Nordjyske Stiftstidende is a daily regional newspaper published in Aalborg, Denmark. It is Denmark's second oldest newspaper.

History and profile
The newspaper was founded in 1767 as Nyttige og fornøyelige Jydske Efterretninger. In 1827, it merged with Aalborg's second newspaper  Aalborgs Stifts Adresse-Avis. The paper was known as Aalborg Stiftstidende until 1999.

The publisher of Nordjyske Stiftstidende is the Nordjyske Medier. The paper is published in broadsheet format. It has no political affiliation and has a liberal stance. The paper was also described as having a right-wing tradition in a 2006 study.
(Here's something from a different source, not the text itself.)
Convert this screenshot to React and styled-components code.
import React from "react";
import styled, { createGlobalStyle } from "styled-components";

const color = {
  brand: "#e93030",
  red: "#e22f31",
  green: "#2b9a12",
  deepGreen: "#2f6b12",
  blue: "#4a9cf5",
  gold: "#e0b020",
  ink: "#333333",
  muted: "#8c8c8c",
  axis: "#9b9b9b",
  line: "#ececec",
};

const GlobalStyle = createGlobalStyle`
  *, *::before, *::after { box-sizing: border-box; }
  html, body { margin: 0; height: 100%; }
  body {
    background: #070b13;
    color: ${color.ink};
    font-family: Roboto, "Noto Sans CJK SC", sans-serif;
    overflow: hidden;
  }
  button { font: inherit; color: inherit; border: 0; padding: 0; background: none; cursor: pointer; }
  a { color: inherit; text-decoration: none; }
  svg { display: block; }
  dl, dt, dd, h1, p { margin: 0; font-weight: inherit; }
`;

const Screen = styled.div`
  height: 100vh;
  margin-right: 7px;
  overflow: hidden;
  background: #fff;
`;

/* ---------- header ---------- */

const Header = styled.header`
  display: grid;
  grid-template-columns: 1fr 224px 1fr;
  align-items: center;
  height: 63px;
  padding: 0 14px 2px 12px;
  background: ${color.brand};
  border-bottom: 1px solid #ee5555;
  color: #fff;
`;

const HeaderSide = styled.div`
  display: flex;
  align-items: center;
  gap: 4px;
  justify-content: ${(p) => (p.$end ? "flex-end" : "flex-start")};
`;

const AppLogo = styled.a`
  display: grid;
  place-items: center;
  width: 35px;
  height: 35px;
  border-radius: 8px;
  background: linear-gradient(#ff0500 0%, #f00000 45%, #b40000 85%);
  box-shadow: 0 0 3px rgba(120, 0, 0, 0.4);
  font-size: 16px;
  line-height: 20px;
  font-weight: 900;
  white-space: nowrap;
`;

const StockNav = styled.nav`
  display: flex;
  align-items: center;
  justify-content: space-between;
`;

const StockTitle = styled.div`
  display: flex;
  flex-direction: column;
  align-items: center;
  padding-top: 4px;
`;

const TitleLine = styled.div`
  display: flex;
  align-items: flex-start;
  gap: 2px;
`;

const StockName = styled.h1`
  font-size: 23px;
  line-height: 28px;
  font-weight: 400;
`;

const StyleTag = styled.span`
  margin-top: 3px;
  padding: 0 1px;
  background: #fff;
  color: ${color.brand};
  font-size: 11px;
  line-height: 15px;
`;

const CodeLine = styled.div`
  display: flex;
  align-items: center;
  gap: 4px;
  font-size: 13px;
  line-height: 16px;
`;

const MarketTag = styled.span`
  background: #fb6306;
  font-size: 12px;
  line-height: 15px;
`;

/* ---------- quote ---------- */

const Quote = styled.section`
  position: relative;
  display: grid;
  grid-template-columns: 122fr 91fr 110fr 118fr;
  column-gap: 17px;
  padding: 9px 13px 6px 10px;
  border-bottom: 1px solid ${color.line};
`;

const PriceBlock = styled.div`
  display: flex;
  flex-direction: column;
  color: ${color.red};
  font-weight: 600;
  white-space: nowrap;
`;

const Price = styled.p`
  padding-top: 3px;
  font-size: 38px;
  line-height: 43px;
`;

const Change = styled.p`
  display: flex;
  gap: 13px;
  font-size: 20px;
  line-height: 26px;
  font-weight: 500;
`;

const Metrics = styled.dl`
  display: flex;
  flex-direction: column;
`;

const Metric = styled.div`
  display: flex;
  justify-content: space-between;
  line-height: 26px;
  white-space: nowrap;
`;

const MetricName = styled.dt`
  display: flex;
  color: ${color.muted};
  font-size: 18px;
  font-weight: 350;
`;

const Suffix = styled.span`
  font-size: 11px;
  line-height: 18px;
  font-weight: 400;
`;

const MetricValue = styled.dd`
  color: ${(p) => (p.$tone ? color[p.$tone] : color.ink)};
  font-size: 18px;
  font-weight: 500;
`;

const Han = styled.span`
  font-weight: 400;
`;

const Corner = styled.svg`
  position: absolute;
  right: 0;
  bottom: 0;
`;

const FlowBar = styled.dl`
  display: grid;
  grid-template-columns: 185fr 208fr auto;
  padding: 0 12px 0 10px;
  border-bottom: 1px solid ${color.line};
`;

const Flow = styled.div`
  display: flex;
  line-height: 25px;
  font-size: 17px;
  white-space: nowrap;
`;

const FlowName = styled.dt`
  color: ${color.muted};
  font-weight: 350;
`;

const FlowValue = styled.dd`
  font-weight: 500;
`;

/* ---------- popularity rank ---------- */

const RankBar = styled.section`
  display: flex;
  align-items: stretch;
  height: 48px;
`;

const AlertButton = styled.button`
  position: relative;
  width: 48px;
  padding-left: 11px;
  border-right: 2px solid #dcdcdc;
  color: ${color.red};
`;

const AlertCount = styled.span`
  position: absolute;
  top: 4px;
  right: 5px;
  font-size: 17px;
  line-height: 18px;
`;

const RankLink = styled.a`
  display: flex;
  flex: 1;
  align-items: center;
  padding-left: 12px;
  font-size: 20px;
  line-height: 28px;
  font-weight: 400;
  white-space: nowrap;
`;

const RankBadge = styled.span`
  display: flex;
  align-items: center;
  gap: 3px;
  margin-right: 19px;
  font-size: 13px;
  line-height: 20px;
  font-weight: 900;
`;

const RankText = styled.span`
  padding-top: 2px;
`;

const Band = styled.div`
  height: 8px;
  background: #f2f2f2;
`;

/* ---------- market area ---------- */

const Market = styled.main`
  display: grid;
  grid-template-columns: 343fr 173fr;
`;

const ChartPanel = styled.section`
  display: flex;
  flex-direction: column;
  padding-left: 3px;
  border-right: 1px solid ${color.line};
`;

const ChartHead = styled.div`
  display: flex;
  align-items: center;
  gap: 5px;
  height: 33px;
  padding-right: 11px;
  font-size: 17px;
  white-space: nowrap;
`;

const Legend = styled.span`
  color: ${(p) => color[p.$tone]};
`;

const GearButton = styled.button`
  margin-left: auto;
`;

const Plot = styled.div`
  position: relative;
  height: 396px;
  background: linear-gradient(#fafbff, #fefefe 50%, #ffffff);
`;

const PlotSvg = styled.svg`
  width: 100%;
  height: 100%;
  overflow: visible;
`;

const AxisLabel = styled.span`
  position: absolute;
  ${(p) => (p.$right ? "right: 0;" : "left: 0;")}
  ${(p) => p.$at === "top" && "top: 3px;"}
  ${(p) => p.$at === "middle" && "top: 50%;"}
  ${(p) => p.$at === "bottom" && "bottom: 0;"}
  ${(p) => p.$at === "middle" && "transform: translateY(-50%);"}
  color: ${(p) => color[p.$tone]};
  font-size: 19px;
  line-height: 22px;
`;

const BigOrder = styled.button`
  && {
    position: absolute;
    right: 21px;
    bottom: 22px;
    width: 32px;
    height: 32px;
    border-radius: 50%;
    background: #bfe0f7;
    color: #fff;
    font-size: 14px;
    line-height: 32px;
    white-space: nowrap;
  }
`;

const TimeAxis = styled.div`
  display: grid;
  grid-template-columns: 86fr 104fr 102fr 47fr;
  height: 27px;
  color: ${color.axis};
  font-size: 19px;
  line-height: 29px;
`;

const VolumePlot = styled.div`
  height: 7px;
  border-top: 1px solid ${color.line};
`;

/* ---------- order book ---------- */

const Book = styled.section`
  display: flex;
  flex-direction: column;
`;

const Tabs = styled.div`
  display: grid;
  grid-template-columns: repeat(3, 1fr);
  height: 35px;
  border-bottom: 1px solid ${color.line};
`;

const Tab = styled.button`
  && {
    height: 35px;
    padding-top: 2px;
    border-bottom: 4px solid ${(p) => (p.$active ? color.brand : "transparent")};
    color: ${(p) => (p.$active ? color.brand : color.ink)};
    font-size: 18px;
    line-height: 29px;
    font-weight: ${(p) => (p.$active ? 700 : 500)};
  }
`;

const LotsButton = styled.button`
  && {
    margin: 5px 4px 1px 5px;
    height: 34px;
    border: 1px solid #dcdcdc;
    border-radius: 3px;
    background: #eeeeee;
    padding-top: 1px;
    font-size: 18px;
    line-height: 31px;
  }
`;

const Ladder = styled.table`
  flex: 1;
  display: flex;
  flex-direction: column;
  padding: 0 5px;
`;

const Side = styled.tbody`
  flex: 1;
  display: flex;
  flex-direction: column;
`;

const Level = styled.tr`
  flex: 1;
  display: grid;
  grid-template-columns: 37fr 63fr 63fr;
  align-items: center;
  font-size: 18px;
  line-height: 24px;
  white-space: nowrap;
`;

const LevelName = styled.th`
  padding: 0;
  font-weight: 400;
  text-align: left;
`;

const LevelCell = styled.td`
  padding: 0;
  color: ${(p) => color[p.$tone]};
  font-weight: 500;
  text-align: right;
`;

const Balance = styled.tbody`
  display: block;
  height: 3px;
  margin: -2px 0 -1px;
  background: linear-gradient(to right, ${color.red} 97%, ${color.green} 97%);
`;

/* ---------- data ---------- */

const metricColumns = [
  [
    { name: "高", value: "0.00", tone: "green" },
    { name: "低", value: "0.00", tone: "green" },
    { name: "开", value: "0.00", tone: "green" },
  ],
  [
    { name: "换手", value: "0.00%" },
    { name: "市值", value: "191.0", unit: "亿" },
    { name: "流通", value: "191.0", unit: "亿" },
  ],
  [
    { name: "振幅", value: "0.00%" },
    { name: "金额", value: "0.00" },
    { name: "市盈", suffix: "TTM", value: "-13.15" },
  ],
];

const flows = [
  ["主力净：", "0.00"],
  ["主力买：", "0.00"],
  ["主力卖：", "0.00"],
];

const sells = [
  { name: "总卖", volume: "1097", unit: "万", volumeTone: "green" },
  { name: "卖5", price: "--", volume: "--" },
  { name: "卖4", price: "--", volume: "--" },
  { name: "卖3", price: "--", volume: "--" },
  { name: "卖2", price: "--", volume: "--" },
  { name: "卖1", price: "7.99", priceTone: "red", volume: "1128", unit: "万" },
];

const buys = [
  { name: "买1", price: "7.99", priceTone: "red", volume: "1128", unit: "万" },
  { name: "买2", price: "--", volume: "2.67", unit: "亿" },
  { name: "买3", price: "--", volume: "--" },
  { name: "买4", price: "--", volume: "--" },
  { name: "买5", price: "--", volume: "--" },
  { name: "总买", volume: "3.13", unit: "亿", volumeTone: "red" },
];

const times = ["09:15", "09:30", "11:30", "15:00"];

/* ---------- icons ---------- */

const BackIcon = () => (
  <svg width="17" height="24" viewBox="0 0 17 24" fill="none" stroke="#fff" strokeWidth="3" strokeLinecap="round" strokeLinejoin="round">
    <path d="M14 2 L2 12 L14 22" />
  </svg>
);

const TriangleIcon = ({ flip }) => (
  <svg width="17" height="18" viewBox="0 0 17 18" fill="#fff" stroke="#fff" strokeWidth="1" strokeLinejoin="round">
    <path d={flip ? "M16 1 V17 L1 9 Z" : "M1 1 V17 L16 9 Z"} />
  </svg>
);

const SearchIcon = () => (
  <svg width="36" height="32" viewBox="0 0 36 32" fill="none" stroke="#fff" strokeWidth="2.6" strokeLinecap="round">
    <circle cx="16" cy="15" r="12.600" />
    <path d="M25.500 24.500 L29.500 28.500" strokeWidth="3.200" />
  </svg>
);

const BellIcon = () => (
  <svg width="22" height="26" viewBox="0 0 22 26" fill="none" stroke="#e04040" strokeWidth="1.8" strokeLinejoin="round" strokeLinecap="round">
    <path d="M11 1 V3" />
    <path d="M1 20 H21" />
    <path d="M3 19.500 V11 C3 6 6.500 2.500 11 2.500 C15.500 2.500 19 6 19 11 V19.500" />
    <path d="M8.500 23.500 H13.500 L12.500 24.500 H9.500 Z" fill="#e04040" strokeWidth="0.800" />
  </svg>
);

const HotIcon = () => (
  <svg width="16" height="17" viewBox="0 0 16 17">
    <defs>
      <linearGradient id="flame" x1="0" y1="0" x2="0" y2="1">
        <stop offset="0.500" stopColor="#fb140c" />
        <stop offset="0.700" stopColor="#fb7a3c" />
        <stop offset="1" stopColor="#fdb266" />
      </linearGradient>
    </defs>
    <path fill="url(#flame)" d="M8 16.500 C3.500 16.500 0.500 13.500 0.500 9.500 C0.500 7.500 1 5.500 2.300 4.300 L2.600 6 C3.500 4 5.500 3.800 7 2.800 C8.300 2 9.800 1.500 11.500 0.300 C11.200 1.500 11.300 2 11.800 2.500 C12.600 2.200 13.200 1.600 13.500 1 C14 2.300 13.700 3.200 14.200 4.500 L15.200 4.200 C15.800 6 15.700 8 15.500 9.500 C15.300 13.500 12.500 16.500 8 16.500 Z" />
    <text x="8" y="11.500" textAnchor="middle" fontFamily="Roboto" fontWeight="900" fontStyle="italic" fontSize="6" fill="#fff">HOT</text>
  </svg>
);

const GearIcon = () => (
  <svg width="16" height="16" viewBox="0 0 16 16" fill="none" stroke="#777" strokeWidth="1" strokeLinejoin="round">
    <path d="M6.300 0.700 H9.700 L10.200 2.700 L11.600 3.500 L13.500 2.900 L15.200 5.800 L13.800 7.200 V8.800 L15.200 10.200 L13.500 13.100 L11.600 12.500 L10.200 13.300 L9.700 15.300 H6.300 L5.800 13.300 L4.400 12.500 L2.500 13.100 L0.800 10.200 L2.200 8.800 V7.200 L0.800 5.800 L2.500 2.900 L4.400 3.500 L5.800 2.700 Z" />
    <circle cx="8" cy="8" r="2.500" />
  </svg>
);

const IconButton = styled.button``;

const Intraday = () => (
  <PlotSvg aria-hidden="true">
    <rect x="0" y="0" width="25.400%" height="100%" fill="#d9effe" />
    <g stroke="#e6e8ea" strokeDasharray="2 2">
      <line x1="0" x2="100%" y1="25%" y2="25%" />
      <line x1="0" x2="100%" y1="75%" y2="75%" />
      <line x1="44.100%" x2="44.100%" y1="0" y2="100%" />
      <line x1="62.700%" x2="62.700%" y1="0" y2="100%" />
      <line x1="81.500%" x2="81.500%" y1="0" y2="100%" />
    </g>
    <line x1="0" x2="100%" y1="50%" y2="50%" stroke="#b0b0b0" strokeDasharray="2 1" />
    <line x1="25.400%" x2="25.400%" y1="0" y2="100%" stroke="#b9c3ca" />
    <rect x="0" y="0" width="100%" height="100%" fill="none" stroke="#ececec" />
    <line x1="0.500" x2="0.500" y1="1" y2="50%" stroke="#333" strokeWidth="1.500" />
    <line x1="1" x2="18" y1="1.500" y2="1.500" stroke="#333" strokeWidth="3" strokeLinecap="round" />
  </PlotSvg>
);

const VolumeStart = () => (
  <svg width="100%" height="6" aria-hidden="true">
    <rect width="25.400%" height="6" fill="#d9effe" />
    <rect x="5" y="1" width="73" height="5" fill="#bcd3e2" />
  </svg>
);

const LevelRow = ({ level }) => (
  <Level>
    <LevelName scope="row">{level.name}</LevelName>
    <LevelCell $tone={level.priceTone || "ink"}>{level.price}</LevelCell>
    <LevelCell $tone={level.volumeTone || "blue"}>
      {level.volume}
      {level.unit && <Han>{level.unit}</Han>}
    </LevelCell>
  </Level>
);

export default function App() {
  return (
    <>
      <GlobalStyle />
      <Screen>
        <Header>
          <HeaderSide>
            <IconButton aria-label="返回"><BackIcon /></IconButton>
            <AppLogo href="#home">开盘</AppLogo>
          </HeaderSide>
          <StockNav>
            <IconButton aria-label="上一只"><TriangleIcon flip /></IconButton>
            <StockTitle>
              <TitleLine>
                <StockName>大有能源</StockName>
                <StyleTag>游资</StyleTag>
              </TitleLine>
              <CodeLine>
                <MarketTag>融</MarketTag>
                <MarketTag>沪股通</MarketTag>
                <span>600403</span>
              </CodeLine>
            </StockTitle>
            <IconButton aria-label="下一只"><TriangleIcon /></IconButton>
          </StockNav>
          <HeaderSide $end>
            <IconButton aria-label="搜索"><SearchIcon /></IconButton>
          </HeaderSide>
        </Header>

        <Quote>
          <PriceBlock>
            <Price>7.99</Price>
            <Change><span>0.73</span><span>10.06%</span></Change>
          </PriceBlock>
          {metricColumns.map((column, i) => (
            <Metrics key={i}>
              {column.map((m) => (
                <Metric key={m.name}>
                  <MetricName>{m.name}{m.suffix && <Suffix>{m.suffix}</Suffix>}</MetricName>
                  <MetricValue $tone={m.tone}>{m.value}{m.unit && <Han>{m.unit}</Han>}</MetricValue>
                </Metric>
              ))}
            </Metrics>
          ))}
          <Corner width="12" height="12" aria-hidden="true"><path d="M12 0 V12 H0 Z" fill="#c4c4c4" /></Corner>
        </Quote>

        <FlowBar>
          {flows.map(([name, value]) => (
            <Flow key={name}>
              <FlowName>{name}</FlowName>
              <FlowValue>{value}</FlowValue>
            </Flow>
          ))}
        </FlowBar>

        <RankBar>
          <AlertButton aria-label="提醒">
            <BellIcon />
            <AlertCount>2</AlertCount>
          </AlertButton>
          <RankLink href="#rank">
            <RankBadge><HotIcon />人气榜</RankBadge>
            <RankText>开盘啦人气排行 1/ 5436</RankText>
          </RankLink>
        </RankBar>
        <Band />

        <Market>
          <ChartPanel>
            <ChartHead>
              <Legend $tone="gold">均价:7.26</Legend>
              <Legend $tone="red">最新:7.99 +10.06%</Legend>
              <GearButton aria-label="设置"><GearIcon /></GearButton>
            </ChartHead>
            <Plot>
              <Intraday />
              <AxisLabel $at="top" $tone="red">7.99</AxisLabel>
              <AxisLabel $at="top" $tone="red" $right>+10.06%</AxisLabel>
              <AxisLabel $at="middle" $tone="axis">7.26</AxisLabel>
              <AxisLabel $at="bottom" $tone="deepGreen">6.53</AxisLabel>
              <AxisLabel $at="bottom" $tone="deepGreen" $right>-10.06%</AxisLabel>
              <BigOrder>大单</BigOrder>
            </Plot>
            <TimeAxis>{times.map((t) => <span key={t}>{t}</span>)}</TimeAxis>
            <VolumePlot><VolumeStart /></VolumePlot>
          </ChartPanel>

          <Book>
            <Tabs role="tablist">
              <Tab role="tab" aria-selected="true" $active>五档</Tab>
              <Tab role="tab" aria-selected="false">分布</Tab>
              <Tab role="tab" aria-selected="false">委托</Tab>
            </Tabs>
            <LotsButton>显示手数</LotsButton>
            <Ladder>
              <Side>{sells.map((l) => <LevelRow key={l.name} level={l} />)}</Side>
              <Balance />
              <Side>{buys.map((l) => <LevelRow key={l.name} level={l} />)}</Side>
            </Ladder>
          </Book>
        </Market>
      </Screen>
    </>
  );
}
Nordjyske Stiftstidende has its headquarters in Aalborg. The paper now serves the whole of Vendsyssel and most of Himmerland and has local editions in Aalborg, Hjørring, Hobro, Frederikshavn, Fjerritslev, Skagen and Brønderslev.

Circulation
Nordjyske Stiftstidende had a circulation of 82,000 copies on weekdays and 98,000 copies on Sundays in the first quarter of 2000, making it one of the top 20 newspapers in the country. The circulation of the paper was 83,000 copies in 2002. In 2003 the paper had a circulation of 82,000 copies on weekdays and 94,000 copies on Sundays. Its circulation was 74,000 copies in 2004. The 2005 circulation of the paper was 69,000 copies on weekdays and 80,000 copies on Sundays. Its circulation was 62,075 copies in 2006.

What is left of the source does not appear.